My overwhelming feeling is: all my hard work preparing is paying off. All that scheduling, listmaking, delegating, asking for help.
Yesterday I told my friend–asking for help is a job in itself. I messaged and emailed around fifteen people, just asking them to be building monitors at the UU church. There was some back-and-forth.
“People think help magically appears. That only happens in fairy tales,” I told Ming. We were lying on mats in a nursery. I was looking at the paintings on the walls, thinking of a witch who would appear in disguise, or those ants who sorted something overnight for a worthy girl.

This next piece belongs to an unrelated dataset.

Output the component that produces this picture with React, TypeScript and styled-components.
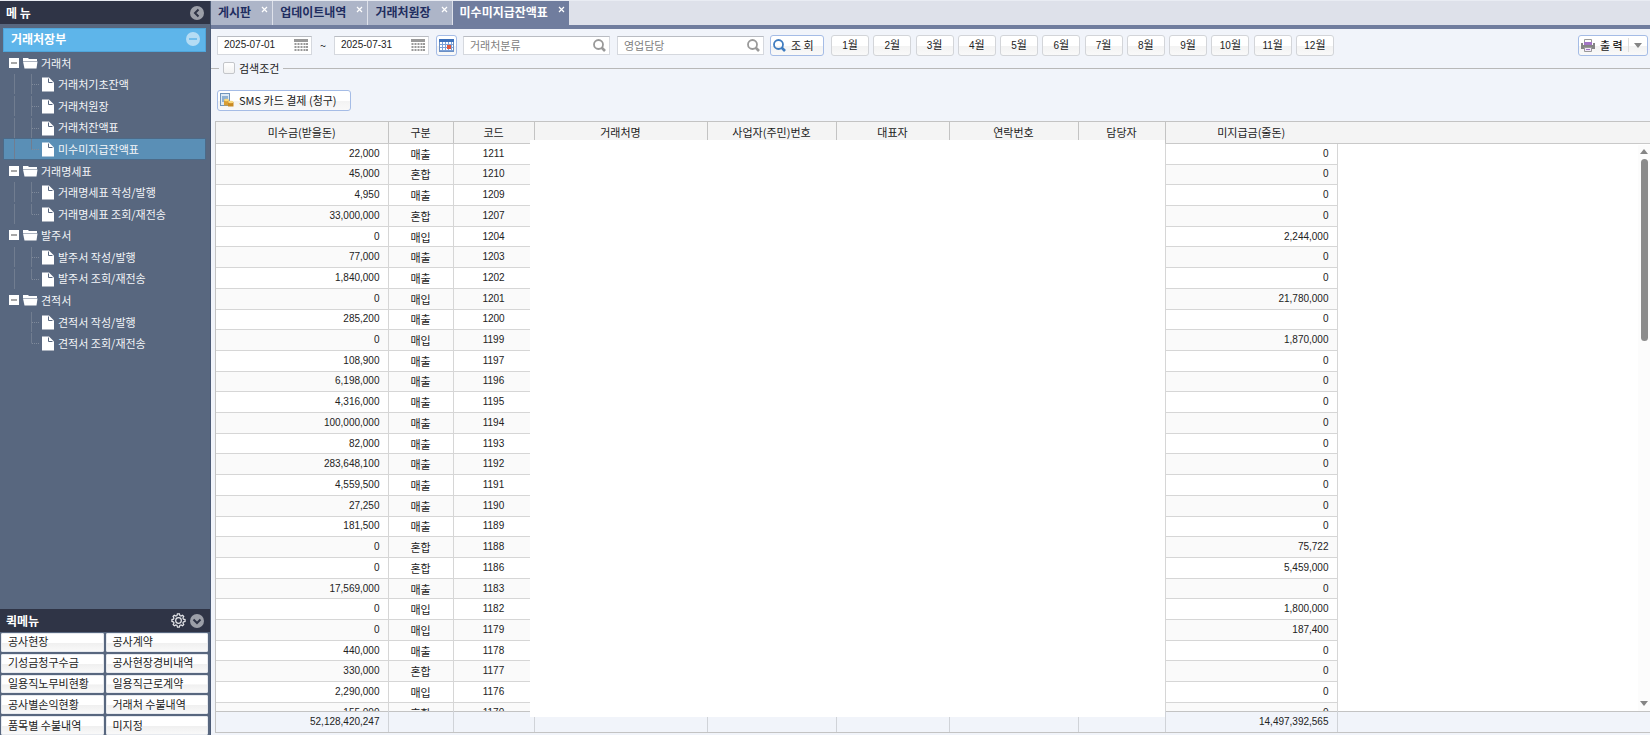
import React from 'react';
import styled, { createGlobalStyle, css } from 'styled-components';

const korean = `'Noto Sans CJK KR', sans-serif`;
const digits = `'Liberation Sans', 'Noto Sans CJK KR', sans-serif`;

const numeric = css`
  font-family: ${digits};
  font-size: 10px;
`;

const Global = createGlobalStyle`
  * { box-sizing: border-box; }
  body { margin: 0; background: #f1f4fa; font-family: ${korean}; font-size: 11px; line-height: 16px; color: #222; }
  button, input { font: inherit; color: inherit; }
  ul { list-style: none; margin: 0; padding: 0; }
  a { color: inherit; text-decoration: none; }
`;

const Page = styled.div`
  display: grid;
  grid-template-columns: 211px minmax(0, 1fr);
  height: 100vh;
  overflow: hidden;
  border-top: 1px solid #e9ecf3;
`;

/* ---------- side menu ---------- */
const Sidebar = styled.aside`
  display: flex;
  flex-direction: column;
  min-height: 0;
  background: #58677f;
  border-right: 1px solid #4b5a75;
`;

const PanelHeader = styled.header`
  display: flex;
  flex: none;
  align-items: center;
  gap: 4px;
  height: 23px;
  padding: 0 6px;
  background: #2f3446;
  color: #fff;
`;

const PanelTitle = styled.h2`
  flex: 1;
  margin: 0;
  font-size: 12px;
  font-weight: 700;
`;

const PlainButton = styled.button`
  display: flex;
  padding: 0;
  border: 0;
  background: none;
`;

const SectionButton = styled.button`
  display: flex;
  flex: none;
  align-items: center;
  justify-content: space-between;
  height: 24px;
  margin: 4px 4px 0 3px;
  padding: 0 5px 2px 7px;
  border: 1px solid #4fa5da;
  background: #5eb5ea;
  color: #fff;
  font-size: 12px;
  font-weight: 700;
`;

const Tree = styled.ul`
  display: grid;
  flex: none;
  grid-auto-rows: 1fr;
  height: 302px;
  margin: 0 4px 0 3px;
`;

const TreeItem = styled.li<{ $selected?: boolean }>`
  min-height: 0;
  border: 1px solid transparent;
  ${p => p.$selected && css`border-color: #4c6a88; background: #5a8fb6;`}
`;

const TreeLink = styled.a`
  display: flex;
  align-items: center;
  height: 100%;
  padding-left: 5px;
  color: #f3f5f8;
`;

const TreeText = styled.span<{ $leaf?: boolean }>`
  padding-left: ${p => (p.$leaf ? 4 : 2)}px;
  white-space: nowrap;
`;

const QuickPanel = styled.section`
  flex: none;
  margin-top: auto;
`;

const QuickGrid = styled.div`
  display: grid;
  grid-template-columns: 1fr 1fr;
  grid-auto-rows: 1fr;
  gap: 2px;
  height: 103px;
  padding: 1px 2px 0 1px;
`;

const QuickButton = styled.button`
  min-height: 0;
  padding: 0 0 2px 7px;
  border: 0;
  border-radius: 2px;
  background: linear-gradient(#fff 50%, #f0f0f0 55%, #fafafa);
  box-shadow: inset 0 0 0 1px #e6e9ee;
  line-height: 16px;
  text-align: left;
  white-space: nowrap;
`;

/* ---------- work area ---------- */
const Main = styled.main`
  display: flex;
  flex-direction: column;
  min-width: 0;
  min-height: 0;
`;

const TabBar = styled.nav`
  display: flex;
  flex: none;
  gap: 1px;
  height: 28px;
  border-bottom: 4px solid #707d9e;
  background: #dee1ea;
`;

const Tab = styled.div<{ $active?: boolean }>`
  display: flex;
  align-items: flex-start;
  gap: 10px;
  padding: 3px 4px 0 7px;
  background: ${p => (p.$active ? '#707d9e' : '#adb5c8')};
  color: ${p => (p.$active ? '#fff' : '#1f2d60')};
  font-size: 12px;
  font-weight: 700;
  white-space: nowrap;
`;

const TabClose = styled.button`
  display: flex;
  padding: 2px 0 0;
  border: 0;
  background: none;
  color: #fff;
`;

const Toolbar = styled.form`
  display: flex;
  flex: none;
  align-items: center;
  height: 32px;
  padding: 0 2px 0 6px;
`;

const FieldBox = styled.label<{ $width: number }>`
  display: flex;
  flex: none;
  align-items: center;
  width: ${p => p.$width}px;
  height: 19px;
  padding: 0 3px 0 6px;
  border: 1px solid #d5d8de;
  border-top-color: #b9bcc2;
  background: #fff;
`;

const FieldInput = styled.input<{ $numeric?: boolean }>`
  flex: 1;
  width: 0;
  height: 16px;
  padding: 0;
  border: 0;
  outline: 0;
  background: none;
  ${p => p.$numeric && numeric}
  &::placeholder { color: #808080; opacity: 1; }
`;

const Tilde = styled.span`
  width: 22px;
  text-align: center;
`;

const PushButton = styled.button<{ $accent?: boolean; $width: number }>`
  display: flex;
  flex: none;
  align-items: center;
  justify-content: ${p => (p.$accent ? 'flex-start' : 'center')};
  gap: 5px;
  width: ${p => p.$width}px;
  height: 21px;
  padding: 0 2px;
  border: 1px solid ${p => (p.$accent ? '#a5bce6' : '#d3d5d9')};
  border-radius: 3px;
  background: linear-gradient(#fff 50%, #f3f3f3 55%, #f9f9f9);
  line-height: 16px;
  white-space: nowrap;
`;

const Group = styled.div<{ $left: number }>`
  display: flex;
  flex: none;
  margin-left: ${p => p.$left}px;
`;

const Months = styled(Group)`
  justify-content: space-between;
  width: 503px;
`;

const PrintGroup = styled.div`
  margin-left: auto;
  font-weight: 500;
`;

const Caret = styled.span`
  display: flex;
  align-items: center;
  height: 14px;
  padding-left: 5px;
  border-left: 1px solid #ddd;
`;

const SearchLegend = styled.div`
  display: flex;
  flex: none;
  align-items: center;
  gap: 4px;
  height: 14px;
  &::before, &::after { content: ''; height: 1px; background: #b8b8b8; }
  &::before { width: 8px; }
  &::after { flex: 1; }
`;

const CheckLabel = styled.label`
  display: flex;
  align-items: center;
  gap: 4px;
`;

const Check = styled.input`
  appearance: none;
  width: 12px;
  height: 12px;
  margin: 0;
  border: 1px solid #c4c6ca;
  border-radius: 2px;
  background: linear-gradient(#fff, #f2f2f2);
`;

const ActionRow = styled.div`
  display: flex;
  flex: none;
  align-items: center;
  height: 46px;
  padding: 4px 6px 0;
`;

/* ---------- ledger grid ---------- */
const Ledger = styled.section`
  position: relative;
  display: flex;
  flex: 1;
  flex-direction: column;
  min-height: 0;
  margin: 0 0 2px 4px;
  border: 1px solid #c3c3c3;
  border-right: 0;
`;

const cellText = css`
  padding: 0 8px;
  line-height: 16px;
  text-align: center;
  white-space: nowrap;
`;

const HeadTable = styled.table`
  flex: none;
  width: 100%;
  height: 22px;
  table-layout: fixed;
  border-collapse: collapse;
  background: #f4f4f4;
  th { ${cellText} padding-bottom: 2px; font-weight: 400; border-right: 1px solid #c3c3c3; border-bottom: 1px solid #c9c9c9; }
  th:nth-last-child(-n + 2) { border-right: 0; }
`;

const Body = styled.div`
  display: flex;
  flex: 1;
  align-items: flex-start;
  min-height: 0;
  overflow: hidden;
  background: #fff;
`;

const BodyTable = styled.table`
  flex: 1;
  width: 0;
  height: 580px;
  table-layout: fixed;
  border-collapse: collapse;
  td { ${cellText} border-right: 1px solid #d6d6d6; border-bottom: 1px solid #d6d6d6; }
  tr:nth-child(even) td { background: #fafafa; }
  tr td:last-child { border: 0; background: #fff; }
  td:nth-child(1), td:nth-child(9) { ${numeric} text-align: right; }
  td:nth-child(3) { ${numeric} }
`;

const TotalTable = styled.table`
  flex: none;
  width: 100%;
  height: 21px;
  table-layout: fixed;
  border-collapse: collapse;
  background: #f1f4fa;
  td { ${cellText} ${numeric} text-align: right; border-top: 1px solid #c3c3c3; border-right: 1px solid #d0d3d8; }
  td:last-child { border-right: 0; }
`;

const Redaction = styled.div`
  position: absolute;
  top: 18px;
  bottom: 15px;
  left: 314px;
  width: 635px;
  background: #fff;
`;

const ScrollRail = styled.div`
  display: flex;
  position: absolute;
  top: 23px;
  right: 0;
  bottom: 21px;
  flex-direction: column;
  align-items: center;
  width: 12px;
  padding: 4px 0 5px;
  background: #fcfcfc;
`;

const Thumb = styled.div`
  width: 7px;
  height: 182px;
  margin: 5px 0 auto;
  border-radius: 4px;
  background: #8b8b8b;
`;

/* ---------- drawings ---------- */
const RoundIcon = ({ kind }: { kind: 'left' | 'down' | 'minus' }) => (
  <svg width="14" height="14" viewBox="0 0 14 14" fill="none" aria-hidden>
    <circle cx="7" cy="7" r="7" fill={kind === 'minus' ? '#b5dcf4' : '#9c9fa8'} />
    {kind === 'left' && <path d="M8.500 3.500 5 7l3.500 3.500" stroke="#2f3446" strokeWidth="2" />}
    {kind === 'down' && <path d="M3.500 5.500 7 9l3.500-3.500" stroke="#2f3446" strokeWidth="2" />}
    {kind === 'minus' && <path d="M3 7h8" stroke="#5eb5ea" strokeWidth="1.500" />}
  </svg>
);

const Gear = () => (
  <svg width="15" height="15" viewBox="0 0 16 16" fill="none" stroke="#e4e5e9" strokeWidth="1.300" aria-hidden>
    <path d="m6.800 1-.4 1.700-1.300.6-1.600-.9-1.300 1.300.9 1.600-.5 1.300L1 7v2l1.700.5.500 1.200-.9 1.600 1.300 1.300 1.600-.9 1.200.5.5 1.800h2l.5-1.800 1.300-.5 1.600.9 1.300-1.300-.9-1.600.5-1.200L15 9V7l-1.700-.4-.6-1.300.9-1.600-1.300-1.300-1.600.9-1.200-.6L9 1z" />
    <circle cx="8" cy="8" r="3" />
  </svg>
);

const FolderIcon = () => (
  <svg width="30" height="20" viewBox="0 0 30 20" fill="#fff" aria-hidden>
    <path d="M0 5h10v10H0z" />
    <path d="M2 10h6" stroke="#8a8a8a" strokeWidth="1.500" />
    <path d="M14 5h5l1 1h8v2H14z" />
    <path d="M14 8.500h14.500L27.500 15.500h-12z" />
  </svg>
);

const LeafIcon = ({ last, end }: { last?: boolean; end?: boolean }) => (
  <svg width="45" height="20" viewBox="0 0 45 20" fill="none" aria-hidden>
    {!end && <path d="M5.500 0v20" stroke="#717d90" />}
    <path d={last ? 'M22.500 0v10.500' : 'M22.500 0v20'} stroke="#717d90" />
    <path d="M23 10.500h7" stroke="#7f8a9b" strokeDasharray="1 1" />
    <path d="M33 3.500h7l5 5v9H33z" fill="#fff" />
    <path d="M39.500 4.500v4h4" stroke="#58677f" />
  </svg>
);

const Calendar = () => (
  <svg width="14" height="14" viewBox="0 0 14 14" aria-hidden>
    <path d="M0 1h14v3H0z" fill="#999" />
    <path d="M1.500 5v9M4.500 5v9M7.500 5v9M10.500 5v9M13 5v9" stroke="#999" strokeWidth="2" strokeDasharray="2 1" />
  </svg>
);

const ColorCalendar = () => (
  <svg width="15" height="14" viewBox="0 0 15 14" aria-hidden>
    <rect x=".5" y="1.500" width="14" height="12" fill="#fff" stroke="#6b8fc4" />
    <path d="M0 1h15v3H0z" fill="#3e72bd" />
    <path d="M3.500 4v9M6.500 4v9M9.500 4v9M12.500 4v9M1 6.500h13M1 9.500h13M1 12.500h13" stroke="#7da2d8" />
    <path d="M8 7h4v4H8z" fill="#e0563c" />
  </svg>
);

const Magnifier = ({ color }: { color: string }) => (
  <svg width="13" height="13" viewBox="0 0 13 13" fill="none" stroke={color} aria-hidden>
    <circle cx="5.500" cy="5.500" r="4.500" strokeWidth="1.800" />
    <path d="m8.500 8.500 3.500 3.500" strokeWidth="2.600" />
  </svg>
);

const CardIcon = () => (
  <svg width="14" height="14" viewBox="0 0 14 14" aria-hidden>
    <rect x=".5" y=".5" width="9" height="12" fill="#dce9f5" stroke="#7196bd" />
    <path d="M2 3h6v6H2z" fill="#8fb1d2" />
    <path d="M4 7h5v5.500H4z" fill="#d89e35" />
    <path d="M8 9h5.500v4.500H8z" fill="#c98a22" />
    <ellipse cx="6.500" cy="7" rx="2.500" ry="1.200" fill="#f8d77c" />
    <ellipse cx="10.800" cy="9" rx="2.700" ry="1.200" fill="#f8d77c" />
  </svg>
);

const Printer = () => (
  <svg width="14" height="13" viewBox="0 0 14 13" aria-hidden>
    <path d="M3.500.5h7V5h-7z" fill="#fff" stroke="#999" />
    <path d="M0 4h2v2h10V4h2v6H0z" fill="#858585" />
    <path d="M3 3h8v3H3z" fill="#a274c4" />
    <path d="M3.500 8.500h7v4h-7z" fill="#f2e8fa" stroke="#999" />
    <path d="M5 10h4v1H5z" fill="#a274c4" />
  </svg>
);

const Triangle = ({ up }: { up?: boolean }) => (
  <svg width="8" height="5" viewBox="0 0 8 5" fill="#858585" aria-hidden>
    <path d={up ? 'M0 5 4 0l4 5z' : 'M0 0h8L4 5z'} />
  </svg>
);

const Cross = () => (
  <svg width="7" height="7" viewBox="0 0 7 7" stroke="#fff" strokeWidth="1.200" aria-hidden>
    <path d="m1 1 5 5M6 1 1 6" />
  </svg>
);

/* ---------- data ---------- */
type Node = { text: string; leaf?: boolean; last?: boolean; end?: boolean; selected?: boolean };
const tree: Node[] = [
  { text: '거래처' },
  { text: '거래처기초잔액', leaf: true },
  { text: '거래처원장', leaf: true },
  { text: '거래처잔액표', leaf: true },
  { text: '미수미지급잔액표', leaf: true, last: true, selected: true },
  { text: '거래명세표' },
  { text: '거래명세표 작성/발행', leaf: true },
  { text: '거래명세표 조회/재전송', leaf: true, last: true },
  { text: '발주서' },
  { text: '발주서 작성/발행', leaf: true },
  { text: '발주서 조회/재전송', leaf: true, last: true },
  { text: '견적서' },
  { text: '견적서 작성/발행', leaf: true, end: true },
  { text: '견적서 조회/재전송', leaf: true, last: true, end: true },
];

const quick = ['공사현장', '공사계약', '기성금청구수금', '공사현장경비내역', '일용직노무비현황', '일용직근로계약', '공사별손익현황', '거래처 수불내역', '품목별 수불내역', '미지정'];
const tabs = ['게시판', '업데이트내역', '거래처원장', '미수미지급잔액표'];
const heads = ['미수금(받을돈)', '구분', '코드', '거래처명', '사업자(주민)번호', '대표자', '연락번호', '담당자', '미지급금(줄돈)', ''];
const widths = [172, 65, 81, 173, 129, 113, 129, 87, 172];

const rows: [string, string, string, string][] = [
  ['22,000', '매출', '1211', '0'],
  ['45,000', '혼합', '1210', '0'],
  ['4,950', '매출', '1209', '0'],
  ['33,000,000', '혼합', '1207', '0'],
  ['0', '매입', '1204', '2,244,000'],
  ['77,000', '매출', '1203', '0'],
  ['1,840,000', '매출', '1202', '0'],
  ['0', '매입', '1201', '21,780,000'],
  ['285,200', '매출', '1200', '0'],
  ['0', '매입', '1199', '1,870,000'],
  ['108,900', '매출', '1197', '0'],
  ['6,198,000', '매출', '1196', '0'],
  ['4,316,000', '매출', '1195', '0'],
  ['100,000,000', '매출', '1194', '0'],
  ['82,000', '매출', '1193', '0'],
  ['283,648,100', '매출', '1192', '0'],
  ['4,559,500', '매출', '1191', '0'],
  ['27,250', '매출', '1190', '0'],
  ['181,500', '매출', '1189', '0'],
  ['0', '혼합', '1188', '75,722'],
  ['0', '혼합', '1186', '5,459,000'],
  ['17,569,000', '매출', '1183', '0'],
  ['0', '매입', '1182', '1,800,000'],
  ['0', '매입', '1179', '187,400'],
  ['440,000', '매출', '1178', '0'],
  ['330,000', '혼합', '1177', '0'],
  ['2,290,000', '매입', '1176', '0'],
  ['155,000', '혼합', '1170', '0'],
];

const Columns = () => (
  <colgroup>
    {widths.map((w, i) => <col key={i} width={w} />)}
    <col />
  </colgroup>
);

const MonthNumber = styled.span`
  ${numeric}
`;

export default function App() {
  return (
    <Page>
      <Global />
      <Sidebar>
        <PanelHeader>
          <PanelTitle>메 뉴</PanelTitle>
          <PlainButton aria-label="메뉴 접기"><RoundIcon kind="left" /></PlainButton>
        </PanelHeader>
        <SectionButton>거래처장부<RoundIcon kind="minus" /></SectionButton>
        <Tree>
          {tree.map(n => (
            <TreeItem key={n.text} $selected={n.selected}>
              <TreeLink href="#">
                {n.leaf ? <LeafIcon last={n.last} end={n.end} /> : <FolderIcon />}
                <TreeText $leaf={n.leaf}>{n.text}</TreeText>
              </TreeLink>
            </TreeItem>
          ))}
        </Tree>
        <QuickPanel>
          <PanelHeader>
            <PanelTitle>퀵메뉴</PanelTitle>
            <PlainButton aria-label="설정"><Gear /></PlainButton>
            <PlainButton aria-label="퀵메뉴 접기"><RoundIcon kind="down" /></PlainButton>
          </PanelHeader>
          <QuickGrid>{quick.map(q => <QuickButton key={q}>{q}</QuickButton>)}</QuickGrid>
        </QuickPanel>
      </Sidebar>

      <Main>
        <TabBar>
          {tabs.map((t, i) => (
            <Tab key={t} $active={i === 3}>
              {t}
              <TabClose aria-label={`${t} 닫기`}><Cross /></TabClose>
            </Tab>
          ))}
        </TabBar>

        <Toolbar onSubmit={e => e.preventDefault()}>
          <FieldBox $width={95}>
            <FieldInput $numeric aria-label="시작일" defaultValue="2025-07-01" />
            <Calendar />
          </FieldBox>
          <Tilde>~</Tilde>
          <FieldBox $width={95}>
            <FieldInput $numeric aria-label="종료일" defaultValue="2025-07-31" />
            <Calendar />
          </FieldBox>
          <Group $left={7}>
            <PushButton $accent $width={21} type="button" aria-label="기간 선택"><ColorCalendar /></PushButton>
          </Group>
          <Group $left={6}>
            <FieldBox $width={147}>
              <FieldInput aria-label="거래처분류" placeholder="거래처분류" />
              <Magnifier color="#999" />
            </FieldBox>
          </Group>
          <Group $left={7}>
            <FieldBox $width={147}>
              <FieldInput aria-label="영업담당" placeholder="영업담당" />
              <Magnifier color="#999" />
            </FieldBox>
          </Group>
          <Group $left={6}>
            <PushButton $accent $width={54}><Magnifier color="#3f7cc0" />조 회</PushButton>
          </Group>
          <Months $left={7}>
            {Array.from({ length: 12 }, (_, i) => (
              <PushButton key={i} type="button" $width={38}><span><MonthNumber>{i + 1}</MonthNumber>월</span></PushButton>
            ))}
          </Months>
          <PrintGroup>
            <PushButton $accent $width={70} type="button"><Printer />출 력<Caret><Triangle /></Caret></PushButton>
          </PrintGroup>
        </Toolbar>

        <SearchLegend>
          <CheckLabel><Check type="checkbox" />검색조건</CheckLabel>
        </SearchLegend>

        <ActionRow>
          <PushButton $accent $width={134}><CardIcon />SMS 카드 결제 (청구)</PushButton>
        </ActionRow>

        <Ledger>
          <HeadTable>
            <Columns />
            <thead><tr>{heads.map((h, i) => <th key={i}>{h}</th>)}</tr></thead>
          </HeadTable>
          <Body>
            <BodyTable>
              <Columns />
              <tbody>
                {rows.map(([due, kind, code, owed]) => (
                  <tr key={code}>
                    <td>{due}</td><td>{kind}</td><td>{code}</td>
                    <td /><td /><td /><td /><td />
                    <td>{owed}</td><td />
                  </tr>
                ))}
              </tbody>
            </BodyTable>
          </Body>
          <TotalTable>
            <Columns />
            <tbody>
              <tr>
                <td>52,128,420,247</td>
                <td /><td /><td /><td /><td /><td /><td />
                <td>14,497,392,565</td><td />
              </tr>
            </tbody>
          </TotalTable>
          <Redaction />
          <ScrollRail><Triangle up /><Thumb /><Triangle /></ScrollRail>
        </Ledger>
      </Main>
    </Page>
  );
}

There was a thing telling the kids to vote. I thought that was weird because they have to wait a decade.
Also, I realized that in previous years, I would feel guilty for hiding out. I would force myself to be social when I needed to be alone, which would have really bad consequences for me.
Now I know how to take care of myself and honor who I am. I still feel guilty, but that doesn’t stop me, now.
It’s hard having my behavior misinterpreted. Yesterday morning a lady jacked up on speed or coffee or having a manic episode maybe saw me standing outside by the door, just thinking. She called my name and asked, “Are you ok?” in a way that felt weird.
I said, “It’s ok, not to be ok.”
It’s hard for me to act normal–people always want others to act normal. And I can’t be social for very long. People think I’m lazy or conceited or whatever they think. Who really cares.